My mind wanders, I know, but know that there was a time, the seventh century A.D., when there were different competing dates for Easter. The Celtic Church in northern England, Ireland, and parts of Scotland used a dating system based on an eighty-four year cycle. In Rome this had been accepted until a different system based on a nineteen year cycle was introduced. The differing Roman and Celtic Easters also meant differing Roman and Celtic Lents. Within the royal household of Oswiu, King of Bernicia and Northumberland, both Celtic and Roman Easter and Lent observances meshed awkwardly, with one group eating Easter dinner with the King, while his Queen Eanflæd, a Roman Catholic, fasted with her fellow believers. I imagine some of the Queen's gossipy courtiers and fellow Roman Catholics, hungry, mouths watering from the smell of roast mountain hare, woodcock, wild boar, and red deer.
"Oh, those gluttonous Celtic Rite sinners!"
Northumberland then was divided between two kingdoms, Bernicia ruled by Oswiu, and Deira ruled by his son, Prince Alchfrith. Alchfrith sponsored a Roman Rite priest, Wilfrid, who'd been to Rome, giving him a monastery to run, evicting the place's Celtic monks. This increased Wilfrid's power and influence to the extent that he argued the Easter case from the Roman side at the Synod of Whitby in 664.
King Oswiu, who had murdered a rival monarch, Oswine of Deira, and was feeling a need to atone before Hellfire could claim his soul, ordered the Synod, taking place probably in the first months of 664 in a monastery in Yorkshire called, get ready for Old English--Streanæshalch.
Colmán, Bishop of Northumbria, argued the Celtic Rite case for the eighty-four year cycle. Wilfrid (Alchfrith's man) argued for the nineteen year cycle. King Oswiu presided and would decide the issue.
Colmán relied on tradition, going back to the authority of John the Evangelist, who, I guess, happened to endorse the Easter dating method preferred by later Celtic Christians. Since the eighty-four year cycle had been practiced for so long, why change something with the background authority of Christ's Beloved Disciple? What's more, Colmán argued, many countries in Europe used the eighty-four year cycle.

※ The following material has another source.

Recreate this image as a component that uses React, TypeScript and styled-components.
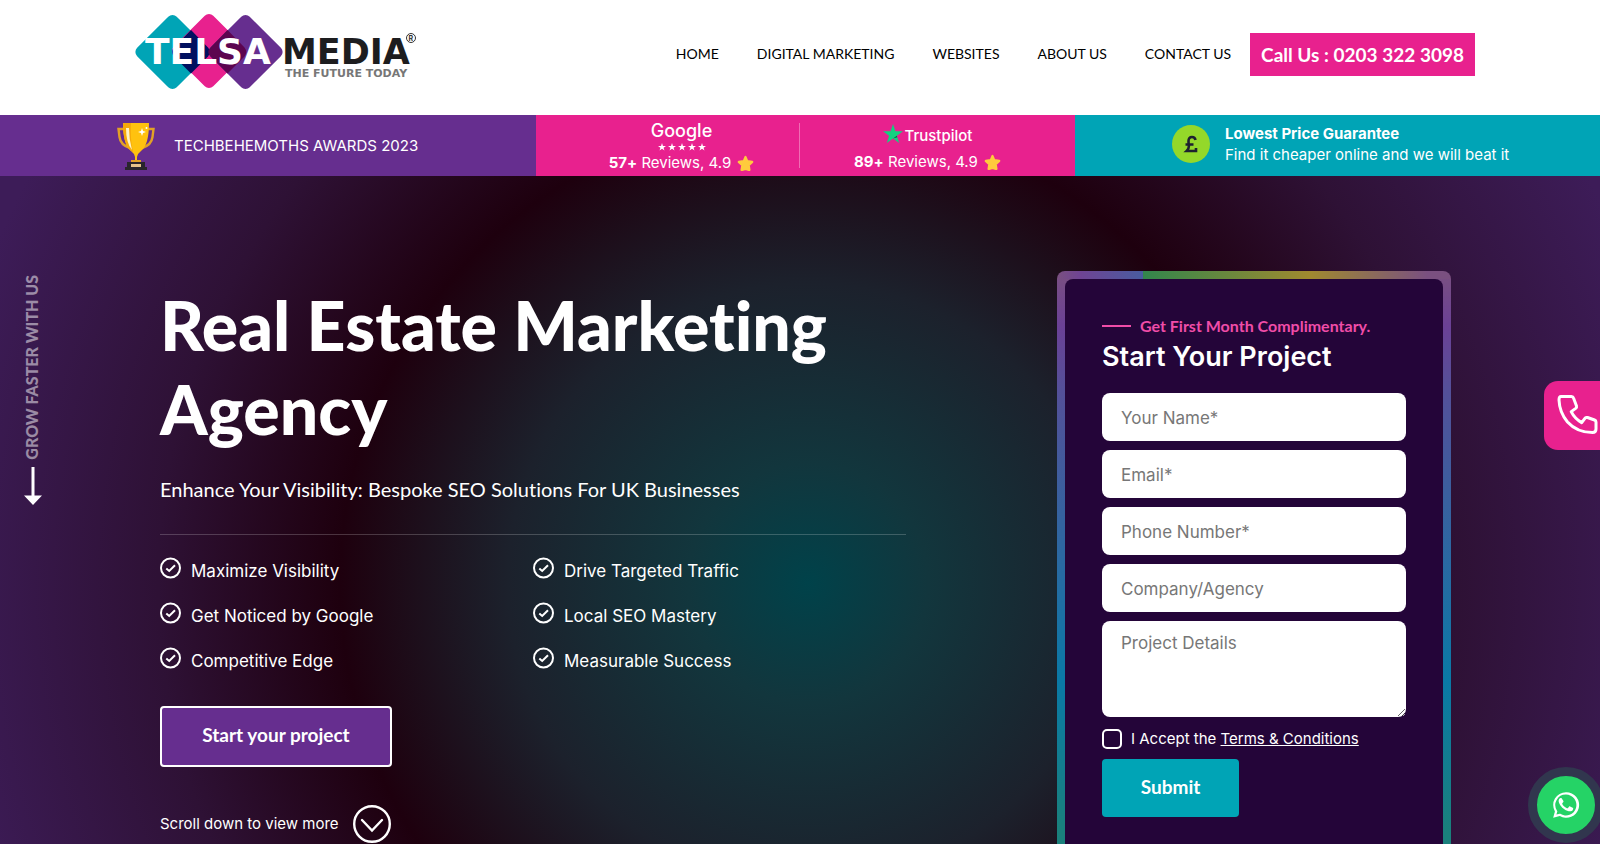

Wilfrid talked about five times longer than Colmán. He said that Saint Columba of the Celtic Rite was by no means as important as St. Peter, whom Our Lord made his rock upon which to build His Church. Mention of Peter, keeper of the keys to Heaven, Heaven's Doorman, swayed King Oswiu in favor of the Roman Rite, even though he had supported the Celtic Rite.
A political decision as well as a religious one? The result of this Synod was the expulsion of the Irish (thus Celtic Rite) monks and Colmán from their stronghold at Lindisfarne. Their return to Iona, to Ireland, left the Celtic Church weakened in Northumbria, the Roman Church strengthened.
Easter represents rebirth. It could be a moment in your life when you feel different, your perspective has changed. A seventh century king you've never heard of has decided on the dating method of a Sunday in early Spring when you get to look for jelly beans hidden the night before by your mother, along with an Easter basket filled with goodies and fake grass,
664, year of the Synod of Whitby, was a time of plague. A solar eclipse on May 1 of that year preceded the plague and was regarded as an omen. The plague devastated the peoples of southern Britain and wiped out many Northumbrians, including a few prominent churchmen. In the southeast of Britain, the plague claimed the life of King Eorcenberht of Kent.
Oswiu's motives in choosing against his Celtic Rite bias may have been due to his guilt over ordering the execution of King Oswine of Deira in 651. Oswiu in the Synod was persuaded by the Petrine argument, that St. Peter, as Christ's Rock and the Keeper of the Keys to Heaven has authority over who gets in and who stays out. Oswiu sought forgiveness from God for his heinous act, or so the idea goes. His son Alchfrith wanted to assert the Roman Rite and his own man, Wilfrid, over the Celtic, which may have had the position of the old-fashioned religion, and definitely the minority faith. Most of England followed the Roman Rite by then. Eanflæd, Oswiu's Queen, backed the Roman side. She, Wilfrid, and Colmán were all beatified, Alchfrith "vanished from history," and the Celtic Church lost some of its power in the north, while Mediterranean Christianity grew in influence and strength.
When is Easter? The fact that some obscure (to us) personages in seventh century Northumbria cared about that means they impact to this day our calendars with the roving date commemorating a day regarded by Jesus as two days after he was executed, but for me, Easter was sugar.